Ben Webster – « Tenderly »

Il y a quelques semaines, François Ruffin a invité à « gouverner avec tendresse » . Ça me paraît bien naïf d’y croire, car la politique est avant tout l’art de gérer des conflits et des rapports de force, sans états d’âme, et si besoin avec brutalité… Le stratège prussien Carl von Clausewitz a même défini la guerre comme « la continuation de la politique par d’autres moyens » : c’est cynique, mais assez difficilement contestable. Durant le week-end que je viens de passer à Melle, en manifestation autour de Poitiers et à La Rochelle, j’ai d’ailleurs eu l’occasion de voir de près ce que c’est que l’État policier en action: les lacrymos et les charges de CRS, c’est moyennement tendre.
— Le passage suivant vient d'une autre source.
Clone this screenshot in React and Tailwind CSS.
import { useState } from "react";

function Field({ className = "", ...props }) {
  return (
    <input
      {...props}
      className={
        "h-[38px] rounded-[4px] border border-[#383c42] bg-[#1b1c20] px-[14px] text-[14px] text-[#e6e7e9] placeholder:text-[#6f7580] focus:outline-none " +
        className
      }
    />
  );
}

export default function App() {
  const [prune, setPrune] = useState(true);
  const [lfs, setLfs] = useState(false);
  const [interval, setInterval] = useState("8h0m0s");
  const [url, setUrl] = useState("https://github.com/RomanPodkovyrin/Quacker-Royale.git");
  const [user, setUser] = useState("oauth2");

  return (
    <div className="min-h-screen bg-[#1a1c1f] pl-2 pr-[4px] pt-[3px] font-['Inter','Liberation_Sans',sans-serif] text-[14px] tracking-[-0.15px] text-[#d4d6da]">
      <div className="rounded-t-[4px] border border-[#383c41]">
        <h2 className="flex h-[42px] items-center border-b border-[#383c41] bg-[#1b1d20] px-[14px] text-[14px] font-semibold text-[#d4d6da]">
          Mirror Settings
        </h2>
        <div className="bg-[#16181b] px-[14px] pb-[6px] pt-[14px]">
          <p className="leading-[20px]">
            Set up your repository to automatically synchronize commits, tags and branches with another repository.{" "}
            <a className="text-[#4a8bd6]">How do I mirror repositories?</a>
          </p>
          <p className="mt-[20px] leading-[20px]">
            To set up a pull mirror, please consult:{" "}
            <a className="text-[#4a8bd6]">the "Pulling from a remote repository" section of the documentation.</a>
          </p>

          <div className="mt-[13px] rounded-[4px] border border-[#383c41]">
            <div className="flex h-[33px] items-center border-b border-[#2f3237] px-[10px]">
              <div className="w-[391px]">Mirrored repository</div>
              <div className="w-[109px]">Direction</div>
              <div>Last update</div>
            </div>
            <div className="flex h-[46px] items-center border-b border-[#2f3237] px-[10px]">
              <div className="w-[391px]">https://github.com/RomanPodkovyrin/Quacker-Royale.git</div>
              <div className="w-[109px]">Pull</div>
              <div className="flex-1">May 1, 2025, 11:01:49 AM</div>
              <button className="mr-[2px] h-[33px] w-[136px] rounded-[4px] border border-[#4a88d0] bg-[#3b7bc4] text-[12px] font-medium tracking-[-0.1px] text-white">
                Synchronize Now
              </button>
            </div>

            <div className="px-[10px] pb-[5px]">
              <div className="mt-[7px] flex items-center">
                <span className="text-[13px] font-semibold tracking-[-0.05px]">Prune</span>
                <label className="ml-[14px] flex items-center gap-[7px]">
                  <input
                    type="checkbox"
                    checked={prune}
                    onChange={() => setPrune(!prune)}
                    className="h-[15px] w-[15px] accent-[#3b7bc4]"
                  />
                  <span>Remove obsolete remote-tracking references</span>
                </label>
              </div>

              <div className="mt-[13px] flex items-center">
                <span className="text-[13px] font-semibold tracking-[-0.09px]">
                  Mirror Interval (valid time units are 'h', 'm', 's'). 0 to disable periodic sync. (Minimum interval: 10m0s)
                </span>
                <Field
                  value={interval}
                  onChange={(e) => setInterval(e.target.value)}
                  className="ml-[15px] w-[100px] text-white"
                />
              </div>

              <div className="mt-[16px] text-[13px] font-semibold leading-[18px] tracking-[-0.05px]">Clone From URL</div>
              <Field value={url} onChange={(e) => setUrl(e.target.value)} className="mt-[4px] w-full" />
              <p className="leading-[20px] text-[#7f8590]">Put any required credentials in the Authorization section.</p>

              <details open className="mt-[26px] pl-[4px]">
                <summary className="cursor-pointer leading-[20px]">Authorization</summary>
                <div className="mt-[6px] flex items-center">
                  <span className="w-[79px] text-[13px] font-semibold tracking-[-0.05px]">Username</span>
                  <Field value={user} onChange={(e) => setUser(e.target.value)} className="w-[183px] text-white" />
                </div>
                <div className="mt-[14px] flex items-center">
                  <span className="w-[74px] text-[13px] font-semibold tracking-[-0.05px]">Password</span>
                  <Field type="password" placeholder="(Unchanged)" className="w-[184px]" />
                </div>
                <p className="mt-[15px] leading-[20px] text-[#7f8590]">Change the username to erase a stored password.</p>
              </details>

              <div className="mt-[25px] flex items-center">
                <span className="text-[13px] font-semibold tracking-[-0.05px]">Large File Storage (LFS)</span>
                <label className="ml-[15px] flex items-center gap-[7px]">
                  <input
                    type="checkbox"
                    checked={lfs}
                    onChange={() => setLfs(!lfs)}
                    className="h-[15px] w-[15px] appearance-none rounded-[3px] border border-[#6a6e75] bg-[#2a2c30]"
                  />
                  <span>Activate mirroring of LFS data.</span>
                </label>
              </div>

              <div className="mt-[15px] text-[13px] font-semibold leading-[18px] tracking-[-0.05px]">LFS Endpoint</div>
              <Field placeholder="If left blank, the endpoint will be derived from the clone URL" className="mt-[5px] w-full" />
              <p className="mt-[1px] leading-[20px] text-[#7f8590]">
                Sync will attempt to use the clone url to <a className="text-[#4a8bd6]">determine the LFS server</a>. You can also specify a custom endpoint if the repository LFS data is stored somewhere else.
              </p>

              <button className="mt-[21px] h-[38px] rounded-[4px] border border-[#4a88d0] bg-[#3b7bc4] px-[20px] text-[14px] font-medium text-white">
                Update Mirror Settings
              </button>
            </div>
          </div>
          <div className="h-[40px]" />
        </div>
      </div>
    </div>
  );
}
C’est justement parce que le monde est ce qu’il est, une arène violente où s’affrontent les individus, les groupes sociaux, les peuples et les États, sans beaucoup d’égards pour les perdants, que nous avons tant besoin de tendresse. Et c’est l’une des raisons pour lesquelles j’aime tant la musique: parce qu’il est possible d’y être tendre – en voici une preuve superbe.

Dans l’histoire du jazz, de nombreux monstres sacrés du saxophone tenor se sont succédés, à commencer par Lester Young, John Coltrane et Coleman Hawkins, et plus récemment Sonny Rollins (le dernier restant en vie, et que j’ai eu la chance de voir en concert au théâtre antique de Vienne).
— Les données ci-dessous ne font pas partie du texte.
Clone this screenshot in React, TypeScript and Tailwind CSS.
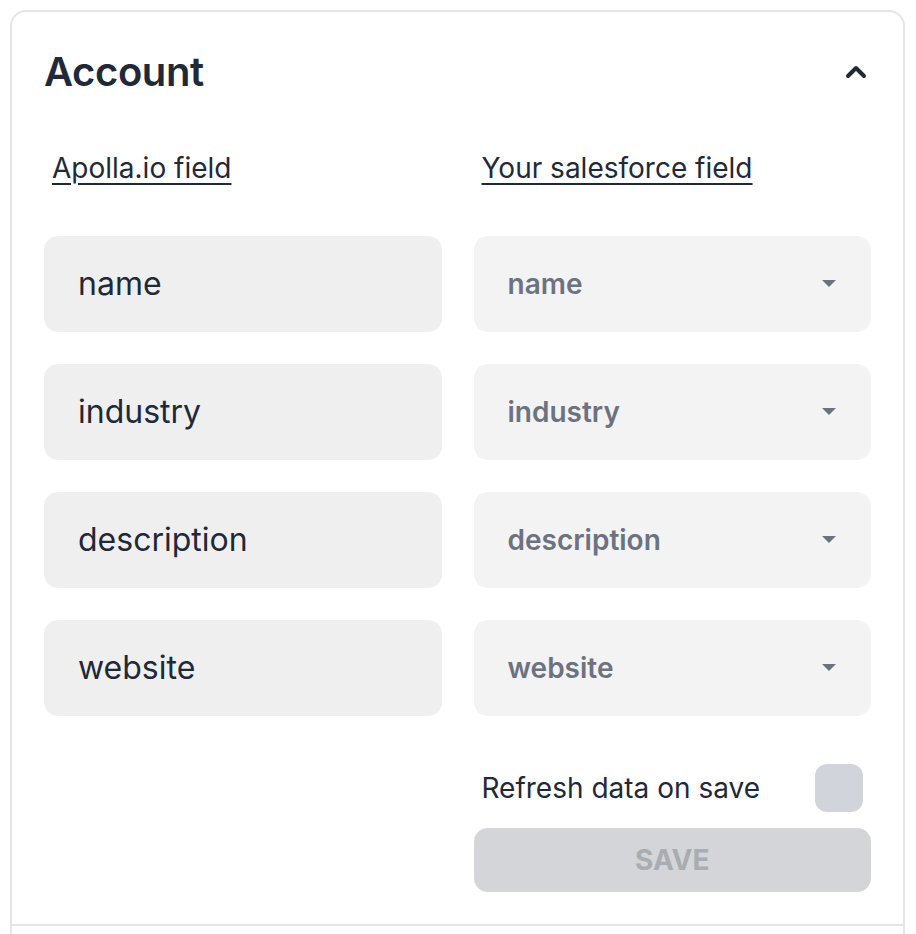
import { ChevronUp } from "lucide-react";

const fields = ["name", "industry", "description", "website"];

function Caret() {
  return (
    <svg width="16" height="8" viewBox="0 0 16 8" className="shrink-0">
      <path d="M1 0h14L8 7z" fill="#6b7280" />
    </svg>
  );
}

export default function App() {
  return (
    <div className="bg-white pl-[10px] pt-[10px] font-['Inter',sans-serif] text-[#1f2937]">
      <div className="w-[895px] rounded-t-[16px] border-2 border-b-0 border-[#e5e5e5]">
        <section className="border-b-2 border-[#e5e5e5] px-8 pb-[32px] pt-[34px]">
          <div className="flex items-center justify-between">
            <h2 className="text-[40px] font-semibold leading-[52px] tracking-[-0.01em]">Account</h2>
            <ChevronUp className="-mr-[1px] h-8 w-8 text-[#1f2937]" strokeWidth={3} />
          </div>

          <div className="mt-[50px] grid grid-cols-2 gap-x-8">
            <span className="pl-2 text-[28px] leading-[40px] underline underline-offset-[5px] decoration-[2px]">
              Apolla.io field
            </span>
            <span className="pl-2 text-[28px] leading-[40px] underline underline-offset-[5px] decoration-[2px]">
              Your salesforce field
            </span>
          </div>

          <div className="mt-[48px] grid grid-cols-2 gap-x-8 gap-y-8">
            {fields.map((f) => (
              <div key={f} className="contents">
                <div className="flex h-[96px] items-center rounded-[14px] bg-[#efefef] px-[34px] text-[32px]">
                  {f}
                </div>
                <div className="flex h-[96px] items-center justify-between rounded-[14px] bg-[#f3f3f4] pl-[34px] pr-[34px] text-[28px] font-semibold text-[#6b7280]">
                  <span>{f}</span>
                  <Caret />
                </div>
              </div>
            ))}
          </div>

          <div className="mt-[48px] grid grid-cols-2 gap-x-8">
            <div />
            <div>
              <div className="flex items-center justify-between pl-2 pr-2">
                <span className="text-[28px]">Refresh data on save</span>
                <span className="h-[48px] w-[48px] rounded-[12px] bg-[#d1d5db]" />
              </div>
              <button className="mt-[16px] flex h-[64px] w-full items-center justify-center rounded-[14px] bg-[#d4d5d8] text-[28px] font-bold text-[#a9acb1]">
                SAVE
              </button>
            </div>
          </div>
        </section>
        <div className="h-[8px]" />
      </div>
    </div>
  );
}
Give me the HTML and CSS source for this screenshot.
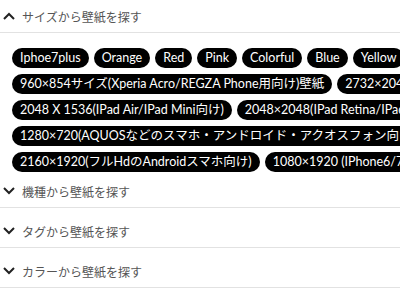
FILE: index.html
```html
<!DOCTYPE html>
<html lang="ja">
<head>
    <meta charset="UTF-8">
    <meta name="viewport" content="width=device-width, initial-scale=1.0">
    <title>壁紙を探す</title>
    <link rel="stylesheet" href="styles.css">
</head>
<body>
    <div class="finder">
        <div class="section open">
            <div class="section-head">
                <svg class="chev" viewBox="0 0 12 8"><path d="M1 7 L6 2 L11 7"/></svg>
                <span>サイズから壁紙を探す</span>
            </div>
            <div class="tags">
                <a class="tag">Iphoe7plus</a>
                <a class="tag">Orange</a>
                <a class="tag">Red</a>
                <a class="tag">Pink</a>
                <a class="tag">Colorful</a>
                <a class="tag">Blue</a>
                <a class="tag">Yellow</a>
                <a class="tag">Green</a>
                <a class="tag">960×854サイズ(Xperia Acro/REGZA Phone用向け)壁紙</a>
                <a class="tag">2732×2048(IPad Pro向け)</a>
                <a class="tag">2048 X 1536(IPad Air/IPad Mini向け)</a>
                <a class="tag">2048×2048(IPad Retina/IPad向け)</a>
                <a class="tag">1280×720(AQUOSなどのスマホ・アンドロイド・アクオスフォン向け)</a>
                <a class="tag">2160×1920(フルHdのAndroidスマホ向け)</a>
                <a class="tag">1080×1920 (IPhone6/7/8向け)</a>
            </div>
        </div>
        <div class="section">
            <div class="section-head">
                <svg class="chev" viewBox="0 0 12 8"><path d="M1 1 L6 6 L11 1"/></svg>
                <span>機種から壁紙を探す</span>
            </div>
        </div>
        <div class="section">
            <div class="section-head">
                <svg class="chev" viewBox="0 0 12 8"><path d="M1 1 L6 6 L11 1"/></svg>
                <span>タグから壁紙を探す</span>
            </div>
        </div>
        <div class="section">
            <div class="section-head">
                <svg class="chev" viewBox="0 0 12 8"><path d="M1 1 L6 6 L11 1"/></svg>
                <span>カラーから壁紙を探す</span>
            </div>
        </div>
    </div>
</body>
</html>
```
FILE: styles.css
```css
body {
    margin: 0;
    background: #fff;
    font-family: "Noto Sans CJK JP", sans-serif;
    overflow: hidden;
}
.finder {
    width: 400px;
}
.section + .section {
    margin-top: 7px;
}
.open + .section {
    margin-top: 0;
}
.section-head {
    height: 32px;
    display: flex;
    align-items: center;
    gap: 7px;
    padding-left: 3px;
    border-bottom: 1px solid #e2e2e2;
    color: #555;
    font-size: 12px;
}
.chev {
    width: 12px;
    height: 8px;
    fill: none;
    stroke: #222;
    stroke-width: 2;
}
.tags {
    width: 520px;
    display: flex;
    flex-wrap: wrap;
    gap: 6px 5px;
    padding: 15px 0 3px 12px;
}
.tag {
    display: block;
    height: 20px;
    line-height: 20px;
    padding: 0 8px;
    border-radius: 10px;
    background: #000;
    color: #fff;
    font-family: Lato, "Noto Sans CJK JP", sans-serif;
    font-size: 12.5px;
    white-space: nowrap;
}
```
Ben Webster est moins connu, mais il est l’un de mes saxophonistes tenor préférés, pour son son feutré, rond et chaud, avec un souffle très présent. Afro-américain comme tous les autres géants cités ci-dessus, il a beaucoup tourné dans des big bands, notamment dans l’orchestre de Duke Ellington où il a fait ses classes, avant de prendre son envol dans ses propres petites formations, puis de finir sa vie à Amsterdam.
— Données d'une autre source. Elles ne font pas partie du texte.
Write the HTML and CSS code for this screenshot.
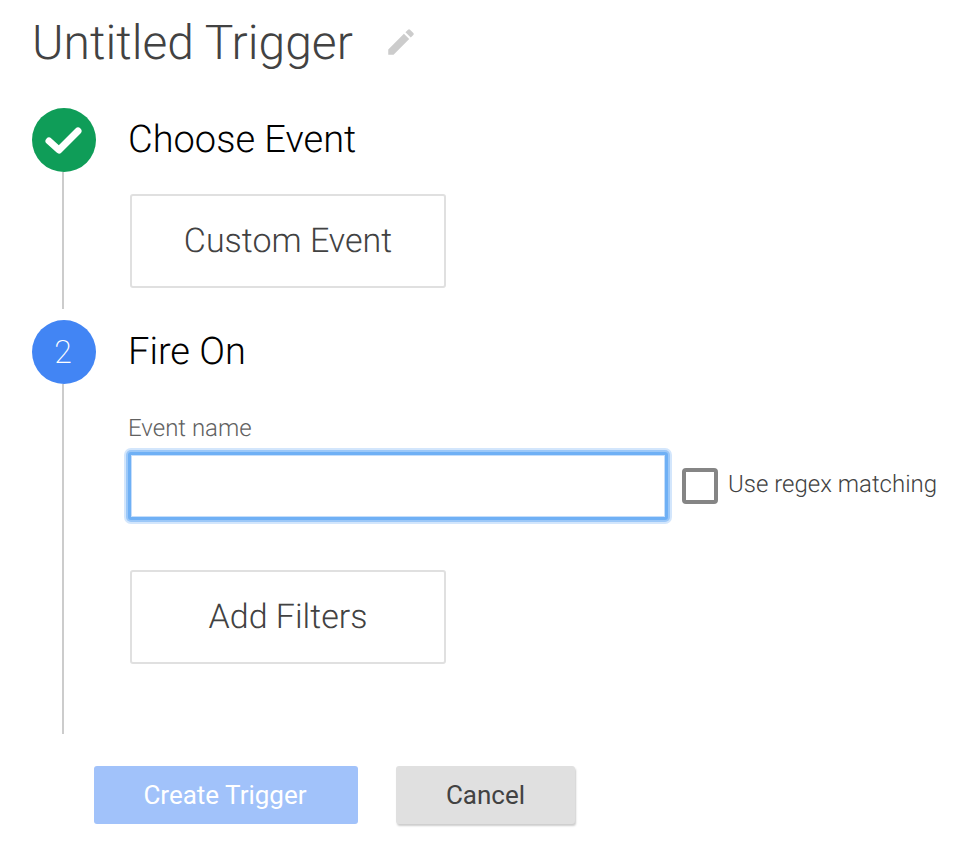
FILE: index.html
```html
<!DOCTYPE html>
<html lang="en">
<head>
  <meta charset="UTF-8">
  <title>Untitled Trigger</title>
  <link rel="stylesheet" href="styles.css">
</head>
<body>
  <div class="title-row">
    <h1 class="title">Untitled Trigger</h1>
    <svg class="edit-icon" viewBox="0 0 24 24" width="34" height="34">
      <path d="M3 17.25V21h3.75L17.81 9.94l-3.75-3.75L3 17.25zM20.71 7.04a1 1 0 0 0 0-1.41l-2.34-2.34a1 1 0 0 0-1.41 0l-1.83 1.83 3.75 3.75 1.83-1.83z"/>
    </svg>
  </div>

  <div class="step step-first">
    <div class="rail">
      <div class="badge badge-done">
        <svg viewBox="0 0 64 64" width="64" height="64">
          <path d="M17 33l10 9 19-19" fill="none" stroke="#fff" stroke-width="7" stroke-linecap="round" stroke-linejoin="round"/>
        </svg>
      </div>
      <div class="rail-line"></div>
    </div>
    <div class="step-body">
      <h2 class="step-title">Choose Event</h2>
      <div class="card">Custom Event</div>
    </div>
  </div>

  <div class="step step-second">
    <div class="rail">
      <div class="badge badge-active">2</div>
      <div class="rail-line"></div>
    </div>
    <div class="step-body">
      <h2 class="step-title">Fire On</h2>
      <label class="field-label" for="eventName">Event name</label>
      <div class="field-row">
        <input id="eventName" class="field-input" type="text">
        <span class="checkbox"></span>
        <span class="checkbox-label">Use regex matching</span>
      </div>
      <div class="card card-filters">Add Filters</div>
    </div>
  </div>

  <div class="actions">
    <button class="btn btn-primary">Create Trigger</button>
    <button class="btn btn-cancel">Cancel</button>
  </div>
</body>
</html>
```

FILE: styles.css
```css
body {
  margin: 0;
  padding: 0 0 32px 32px;
  background: #fff;
  font-family: Roboto, sans-serif;
  text-rendering: geometricPrecision;
}
.title-row {
  display: flex;
  align-items: center;
  height: 84px;
  margin-bottom: 24px;
}
.title {
  margin: 0;
  font-size: 48px;
  font-weight: 300;
  color: #424242;
}
.edit-icon {
  margin-left: 31px;
  fill: #ccc;
}
.step {
  display: flex;
}
.step-first {
  height: 201px;
  margin-bottom: 11px;
}
.step-second {
  height: 414px;
}
.rail {
  width: 64px;
  display: flex;
  flex-direction: column;
  align-items: center;
  margin-right: 32px;
}
.badge {
  width: 64px;
  height: 64px;
  flex: none;
  border-radius: 50%;
  display: flex;
  align-items: center;
  justify-content: center;
  color: #fff;
  font-size: 32px;
  font-weight: 200;
}
.badge-done {
  background: #0f9d58;
}
.badge-active {
  padding-right: 2px;
  box-sizing: border-box;
  background: #4285f4;
}
.rail-line {
  flex: 1;
  width: 2px;
  margin-right: 2px;
  background: #ccc;
}
.step-title {
  margin: 0;
  height: 64px;
  line-height: 65px;
  font-size: 38px;
  font-weight: 300;
  color: #000;
}
.card {
  width: 312px;
  height: 90px;
  margin: 22px 0 0 2px;
  border: 2px solid #e0e0e0;
  border-radius: 3px;
  display: flex;
  align-items: center;
  justify-content: center;
  font-size: 34px;
  font-weight: 300;
  color: #424242;
}
.card-filters {
  margin-top: 50px;
}
.field-label {
  display: block;
  margin-top: 28px;
  height: 40px;
  line-height: 32px;
  font-size: 24px;
  font-weight: 300;
  color: #616161;
}
.field-row {
  display: flex;
  align-items: center;
}
.field-input {
  box-sizing: border-box;
  width: 540px;
  height: 68px;
  margin: 0;
  padding: 0;
  background: #fff;
  border: 3px solid #6fb0f5;
  border-radius: 3px;
  box-shadow: 0 0 0 2px #9cc8f8, 0 0 0 4px #d3e6fc, inset 0 0 0 1px #c5defb;
  outline: none;
}
.checkbox {
  box-sizing: border-box;
  width: 36px;
  height: 36px;
  margin-left: 14px;
  border: 4px solid #858585;
  border-radius: 4px;
}
.checkbox-label {
  margin-left: 10px;
  padding-bottom: 5px;
  font-size: 24px;
  font-weight: 300;
  color: #424242;
  white-space: nowrap;
}
.actions {
  display: flex;
  gap: 38px;
  margin: 32px 0 0 62px;
}
.btn {
  height: 58px;
  padding: 0;
  border: 0;
  border-radius: 3px;
  font-family: inherit;
  font-size: 26px;
}
.btn-primary {
  width: 264px;
  padding-right: 2px;
  background: #a1c2fa;
  color: #fff;
}
.btn-cancel {
  width: 179px;
  background: #e0e0e0;
  color: #424242;
  box-shadow: 1px 2px 2px rgba(0, 0, 0, 0.2);
}
```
Ben Webster fait notamment merveille dans les ballades, comme dans cette interprétation sensuelle de l’un de mes standards favoris, le langoureux « Tenderly » , ici enregistré sur un album au titre légèrement immodeste (« King of the tenors » ). C’est peu dire que la façon dont il joue ce morceau en illustre le titre à la perfection: Ben Webster y est royal.